Priests welcome ‘religious equality’ order, but claim no discrimination
On a day the Uttarakhand high court ruled that upper caste priests cannot refuse to perform rituals on behalf of members belonging to SC/ST communities, the priest community claimed that such discrimination wasn’t practiced at the temples or other religious institutions in the stateUpdated: Jul 12, 2018 22:21 IST
On a day the Uttarakhand high court ruled that upper caste priests cannot refuse to perform rituals on behalf of members belonging to SC/ST communities, the priest community claimed that such discrimination wasn’t practiced at the temples or other religious institutions in the mountain state.
They welcomed the order but said not much should be “read into it” and “it must not be taken out of context to infer that Dalits face bias at Uttarakhand temples, shrines and ghats.”
Hearing a petition filed by people from scheduled caste and scheduled tribes, the high court on Thursday said that “system’s failure to accord and protect the dignity, honour and human rights of the persons belonging to lower castes, has led to large scale conversions.” A division bench of Justice Rajiv Sharma and Justice Lok Pal Singh said, “The high caste priests throughout the State of Uttarakhand shall not refuse to perform religious ceremonies, puja, or rituals on behalf of the members belonging to lower castes in all the religious places and temples.”
The bench added that “all the persons, irrespective of their caste, be permitted to enter any temple without any discrimination,” and “any properly trained and qualified person can be appointed as priest irrespective of his caste in the temples.”
Spiritual guru-turned politician Ravi Dasacharya Suresh Rathore termed it a “landmark decision”. Rathore, the BJP legislator from Jwalapur in Haridwar said, “God is one, but some sections of the society still used to differentiate people by denying them right to perform rituals at religious places,in particular temples.” He said the HC decision will herald “a new era” in religious ritual structure.

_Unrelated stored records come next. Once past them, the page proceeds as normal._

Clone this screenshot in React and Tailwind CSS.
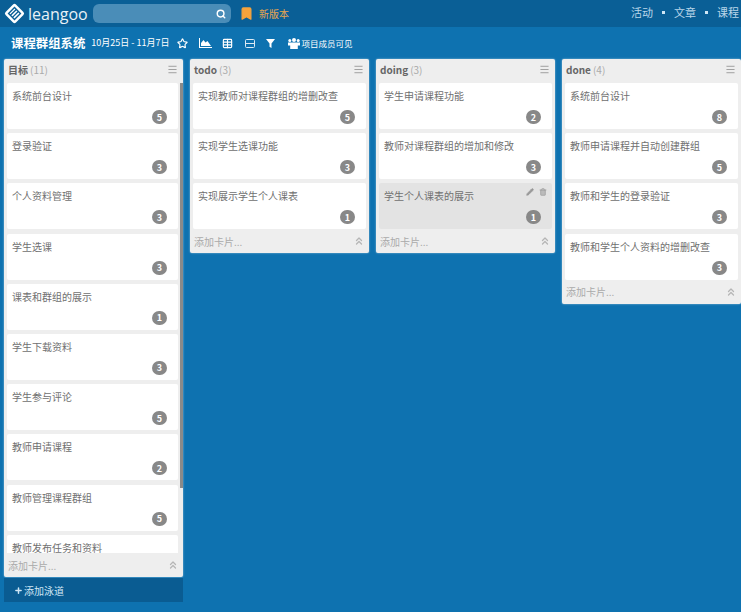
import { Search, Bookmark, Star, Table, Menu, Pencil, Trash2, ChevronsUp, Plus } from "lucide-react";

const font = { fontFamily: '"Noto Sans CJK SC", sans-serif' };

const lanes = [
  {
    name: "目标",
    count: 11,
    cards: [
      ["系统前台设计", 5],
      ["登录验证", 3],
      ["个人资料管理", 3],
      ["学生选课", 3],
      ["课表和群组的展示", 1],
      ["学生下载资料", 3],
      ["学生参与评论", 5],
      ["教师申请课程", 2],
      ["教师管理课程群组", 5],
      ["教师发布任务和资料", 3],
    ],
  },
  {
    name: "todo",
    count: 3,
    cards: [
      ["实现教师对课程群组的增删改查", 5],
      ["实现学生选课功能", 3],
      ["实现展示学生个人课表", 1],
    ],
  },
  {
    name: "doing",
    count: 3,
    cards: [
      ["学生申请课程功能", 2],
      ["教师对课程群组的增加和修改", 3],
      ["学生个人课表的展示", 1, true],
    ],
  },
  {
    name: "done",
    count: 4,
    cards: [
      ["系统前台设计", 8],
      ["教师申请课程并自动创建群组", 5],
      ["教师和学生的登录验证", 3],
      ["教师和学生个人资料的增删改查", 3],
    ],
  },
];

function Card({ title, badge, hover }) {
  return (
    <div className={`relative h-[46px] shrink-0 rounded-[2px] pl-[5px] pt-[6px] text-[10px] leading-[13px] text-[#707070] ${hover ? "bg-[#e3e3e3]" : "bg-white"}`}>
      {title}
      {hover && (
        <div className="absolute right-[5px] top-[5px] flex items-center gap-[5px] text-[#999]">
          <Pencil size={8} fill="#999" />
          <Trash2 size={8} fill="#bbb" />
        </div>
      )}
      <span className="absolute bottom-[5px] right-[11px] flex h-[14px] w-[15px] items-center justify-center rounded-full bg-[#888888] text-[9px] font-bold text-white">
        {badge}
      </span>
    </div>
  );
}

function Lane({ lane, scroll }) {
  return (
    <div className="w-[179px] shrink-0">
      <div className="rounded-[2px] bg-[#eeeeee] shadow-[0_0_2px_rgba(255,255,255,0.6)]">
        <div className="flex h-[24px] items-center justify-between pb-[3px] pl-[4px] pr-[5px] text-[10px]">
          <div>
            <span className="font-bold text-[#666]">{lane.name}</span>
            <span className="ml-[2px] text-[#aaa]">({lane.count})</span>
          </div>
          <Menu size={11} className="text-[#999]" />
        </div>
        <div className={`relative flex flex-col gap-[4.2px] overflow-hidden px-[3px] ${scroll ? "h-[470px] pr-[5px]" : ""}`}>
          {lane.cards.map((c) => (
            <Card key={c[0]} title={c[0]} badge={c[1]} hover={c[2]} />
          ))}
          {scroll && <div className="absolute right-0 top-0 h-[405px] w-[3px] bg-[#8a8a8a]" />}
        </div>
        <div className="flex h-[24px] items-center justify-between pl-[4px] pr-[4px] text-[10px] text-[#aaa]">
          <span>添加卡片...</span>
          <ChevronsUp size={12} strokeWidth={2.5} className="text-[#b5b5b5]" />
        </div>
      </div>
      {scroll && (
        <div className="mt-[1px] flex h-[24px] items-center bg-[#0a5c92] pl-[10px] text-[10px] text-[#cfe6f5]">
          <Plus size={9} strokeWidth={4} className="mr-[1px]" />
          添加泳道
        </div>
      )}
    </div>
  );
}

export default function App() {
  return (
    <div style={font} className="flex h-[612px] w-[741px] flex-col overflow-hidden bg-[#0e72b0]">
      <header className="flex h-[27px] shrink-0 items-center justify-between bg-[#0a5f96] pl-[4px] text-white">
        <div className="flex items-center">
          <svg width="21" height="21" viewBox="0 0 20 20">
            <rect x="3" y="3" width="14" height="14" rx="2" fill="#fff" transform="rotate(45 10 10)" />
            <g stroke="#0a5f96" strokeWidth="1.3" transform="rotate(45 10 10)">
              <rect x="6" y="6" width="8" height="8" fill="none" />
              <path d="M8.5 6v8M11.2 6v8" />
            </g>
          </svg>
          <span style={{ fontFamily: '"Open Sans", sans-serif' }} className="ml-[3px] w-[60px] text-[16px] leading-none text-[#e8f1f7]">
            leangoo
          </span>
          <div className="ml-[5px] flex h-[19px] w-[138px] items-center justify-end rounded-[6px] bg-[#4a8db8] pr-[5px]">
            <Search size={10} strokeWidth={3.5} />
          </div>
          <Bookmark size={15} fill="#f5a33c" stroke="#f5a33c" className="ml-[8px]" />
          <span className="ml-[5px] text-[10px] text-[#e9a64f]">新版本</span>
        </div>
        <nav className="mb-[3px] flex items-center whitespace-nowrap text-[11px] text-[#b9d6e9]">
          <span>活动</span>
          <span className="mx-[9px] h-[3px] w-[3px] bg-[#cfe6f5]" />
          <span>文章</span>
          <span className="mx-[9px] h-[3px] w-[3px] bg-[#cfe6f5]" />
          <span className="w-[24px] overflow-hidden">课程</span>
        </nav>
      </header>
      <div className="flex h-[32px] shrink-0 items-center pl-[11px] text-white">
        <h1 className="text-[12.4px] font-bold">课程群组系统</h1>
        <span className="ml-[6px] text-[9px]">10月25日 - 11月7日</span>
        <Star size={11} strokeWidth={2.5} className="ml-[8px]" />
        <svg width="13" height="10" viewBox="0 0 13 10" fill="#fff" className="ml-[11px]">
          <path d="M0 0h1v9h12v1H0z" />
          <path d="M2 8V5l2.5-3 2 2.5L8.5 3l3.5 5z" />
        </svg>
        <Table size={11} strokeWidth={2.5} className="ml-[10px]" />
        <svg width="10" height="9" viewBox="0 0 10 9" fill="none" stroke="#dceaf4" className="ml-[12px]">
          <rect x="0.5" y="0.5" width="9" height="8" rx="1" />
          <path d="M0.5 4.500h9" />
        </svg>
        <svg width="9" height="9" viewBox="0 0 9 9" fill="#fff" className="ml-[11px]">
          <path d="M0 0h9L5.500 4.500V9l-2-1.200V4.500z" />
        </svg>
        <svg width="12" height="11" viewBox="0 0 12 11" fill="#fff" className="ml-[13px]">
          <circle cx="6" cy="2" r="2" />
          <circle cx="1.800" cy="2.500" r="1.500" />
          <circle cx="10.200" cy="2.500" r="1.500" />
          <path d="M0 4.500h12v3H9.800V11H2.200V7.500H0z" />
        </svg>
        <span className="ml-[1px] text-[8.5px]">项目成员可见</span>
      </div>
      <main className="flex items-start gap-[7px] pl-[4px]">
        {lanes.map((lane, i) => (
          <Lane key={lane.name} lane={lane} scroll={i === 0} />
        ))}
      </main>
    </div>
  );
}
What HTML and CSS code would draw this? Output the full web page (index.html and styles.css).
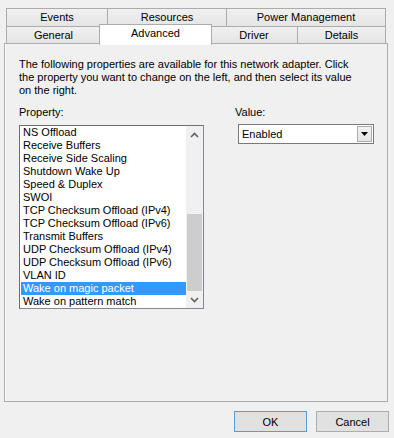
FILE: index.html
```html
<!DOCTYPE html>
<html lang="en">
<head>
    <meta charset="UTF-8">
    <title>Adapter Properties</title>
    <link rel="stylesheet" href="styles.css">
</head>
<body>
    <div class="dialog">
        <div class="tabs">
            <div class="tab-row">
                <div class="tab tab-events">Events</div>
                <div class="tab tab-resources">Resources</div>
                <div class="tab tab-power">Power Management</div>
            </div>
            <div class="tab-row">
                <div class="tab tab-general">General</div>
                <div class="tab tab-advanced active">Advanced</div>
                <div class="tab tab-driver">Driver</div>
                <div class="tab tab-details">Details</div>
            </div>
        </div>

        <div class="panel">
            <p class="intro">The following properties are available for this network adapter. Click<br>the property you want to change on the left, and then select its value on the right.</p>

            <div class="columns">
                <div class="property-col">
                    <div class="label">Property:</div>
                    <div class="listbox">
                        <ul class="items">
                            <li>NS Offload</li>
                            <li>Receive Buffers</li>
                            <li>Receive Side Scaling</li>
                            <li>Shutdown Wake Up</li>
                            <li>Speed &amp; Duplex</li>
                            <li>SWOI</li>
                            <li>TCP Checksum Offload (IPv4)</li>
                            <li>TCP Checksum Offload (IPv6)</li>
                            <li>Transmit Buffers</li>
                            <li>UDP Checksum Offload (IPv4)</li>
                            <li>UDP Checksum Offload (IPv6)</li>
                            <li>VLAN ID</li>
                            <li class="selected">Wake on magic packet</li>
                            <li>Wake on pattern match</li>
                        </ul>
                        <div class="scrollbar">
                            <div class="arrow">
                                <svg width="9" height="6" viewBox="0 0 9 6"><path d="M1 5 L4.5 1.5 L8 5" fill="none" stroke="#606060" stroke-width="1.6"/></svg>
                            </div>
                            <div class="track">
                                <div class="thumb"></div>
                            </div>
                            <div class="arrow">
                                <svg width="9" height="6" viewBox="0 0 9 6"><path d="M1 1 L4.5 4.5 L8 1" fill="none" stroke="#606060" stroke-width="1.6"/></svg>
                            </div>
                        </div>
                    </div>
                </div>

                <div class="value-col">
                    <div class="label">Value:</div>
                    <div class="combo">
                        <span class="combo-text">Enabled</span>
                        <span class="combo-button">
                            <svg width="7" height="4" viewBox="0 0 7 4"><path d="M0 0 H7 L3.5 4 Z" fill="#000"/></svg>
                        </span>
                    </div>
                </div>
            </div>
        </div>

        <div class="buttons">
            <button class="btn default">OK</button>
            <button class="btn">Cancel</button>
        </div>
    </div>
</body>
</html>
```

FILE: styles.css
```css
body {
    margin: 0;
    background-color: #f0f0f0;
    font-family: "Liberation Sans", Arial, sans-serif;
    font-size: 11px;
    color: #000;
}
.dialog {
    width: 394px;
    height: 438px;
    padding: 8px 0 0 0;
    box-sizing: border-box;
}

/* tab strip */
.tabs {
    margin-left: 6px;
    width: 381px;
}
.tab-row {
    display: flex;
}
.tab {
    box-sizing: border-box;
    height: 18px;
    margin-right: -1px;
    border: 1px solid #acacac;
    border-bottom: none;
    background: linear-gradient(#f0f0f0, #e5e5e5);
    text-align: center;
    line-height: 17px;
}
.tab-row + .tab-row .tab {
    height: 17px;
    line-height: 16px;
}
.tab-events { width: 102px; }
.tab-resources { width: 120px; }
.tab-power { width: 160px; }
.tab-general { width: 95px; }
.tab-advanced { width: 112px; }
.tab-driver { width: 88px; }
.tab-details { width: 89px; }
.tab-row .tab.active {
    position: relative;
    z-index: 2;
    height: 21px;
    margin-top: -2px;
    margin-bottom: -2px;
    margin-left: -1px;
    margin-right: -2px;
    width: 113px;
    background: #fff;
    line-height: 16px;
}

/* page */
.panel {
    position: relative;
    z-index: 1;
    margin-left: 4px;
    width: 384px;
    height: 359px;
    box-sizing: border-box;
    border: 1px solid #acacac;
    background-color: #f0f0f0;
    box-shadow: inset 1px 0 0 #fff;
    padding: 14px 14px 0 14px;
}
.intro {
    margin: 0;
    line-height: 13px;
    width: 345px;
}
.columns {
    display: flex;
    margin-top: 9px;
}
.label {
    line-height: 13px;
    height: 13px;
}
.property-col .label {
    margin-bottom: 6px;
}
.value-col {
    margin-left: 31px;
}
.value-col .label {
    margin-bottom: 5px;
}

/* list box */
.listbox {
    display: flex;
    width: 185px;
    height: 184px;
    box-sizing: border-box;
    border: 1px solid #828790;
    border-top-color: #6e6e6e;
    border-left-color: #6e6e6e;
    background: #fff;
}
.items {
    list-style: none;
    margin: 0;
    padding: 0 0 0 1px;
    flex: 1;
}
.items li {
    height: 13px;
    line-height: 13px;
    padding-left: 2px;
    white-space: nowrap;
    color: #000;
}
.items li.selected {
    background-color: #3399ff;
    color: #fff;
}
.scrollbar {
    width: 17px;
    display: flex;
    flex-direction: column;
    background: #f0f0f0;
}
.arrow {
    height: 17px;
    display: flex;
    align-items: center;
    justify-content: center;
}
.track {
    flex: 1;
    display: flex;
    flex-direction: column;
    justify-content: flex-end;
}
.thumb {
    height: 77px;
    margin: 0 1px;
    background: #cdcdcd;
}

/* combo box */
.combo {
    display: flex;
    align-items: center;
    justify-content: space-between;
    margin-left: 3px;
    width: 136px;
    height: 20px;
    box-sizing: border-box;
    border: 1px solid #7a7a7a;
    background: #fff;
    padding: 1px 1px 1px 3px;
}
.combo-button {
    width: 15px;
    height: 16px;
    box-sizing: border-box;
    border: 1px solid #adadad;
    background: linear-gradient(#f2f2f2, #e5e5e5);
    display: flex;
    align-items: center;
    justify-content: center;
}

/* dialog buttons */
.buttons {
    display: flex;
    justify-content: flex-end;
    gap: 9px;
    padding: 9px 5px 0 0;
}
.btn {
    width: 73px;
    height: 21px;
    border: 1px solid #adadad;
    background: #e1e1e1;
    font-family: "Liberation Sans", Arial, sans-serif;
    font-size: 11px;
    color: #000;
    padding: 0;
}
.btn.default {
    border: 1px solid #5b9bd5;
}
```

In its judgment, the HC said that exclusion of persons from temples “only on the pretext that they belong to the excluded community, is violative of Article 17 of the Constitution of India.”
Reacting to the order, Sanjay Joshi, priest at Hanol Temple in Chakrata block of Dehradun, said, “There are signboards informing that every person, irrespective of caste, race or sex is allowed entry into the temples of Jaunsar.”
Ganga Sabha’s general secretary Ram Kumar Mishra said his outfit “never differentiates” between any devotee or pilgrim on basis of caste or creed. “Only non-Hindu people are not allowed at Har-Ki-Pauri. Dalit devotees are free to take holy dip at sanctum sanctorum of Brahamkund and Ganga ghats and pay obeisance to deities at all the temples.”
To buttress his point, Mishra cited the example of President Ramnath Kovind who paid obeisance at Har-Ki-Pauri earlier this year.
The PIL alleged that previously, untouchability was followed rigidly even in Haridwar, with high caste priests not accepting the alms offered by the pilgrims belonging to the lower caste. “They used to refuse to perform the ceremonies on their behalf. This community still goes to maha-brahmins for performing their religious chores. This is against the spirit of Articles 14, 15 and 17 of the Constitution of India”, the order said.
HC even remarked that “since the system has failed to accord and protect the dignity, honour and human rights of the persons belonging to lower castes, it has led to large scale conversions”.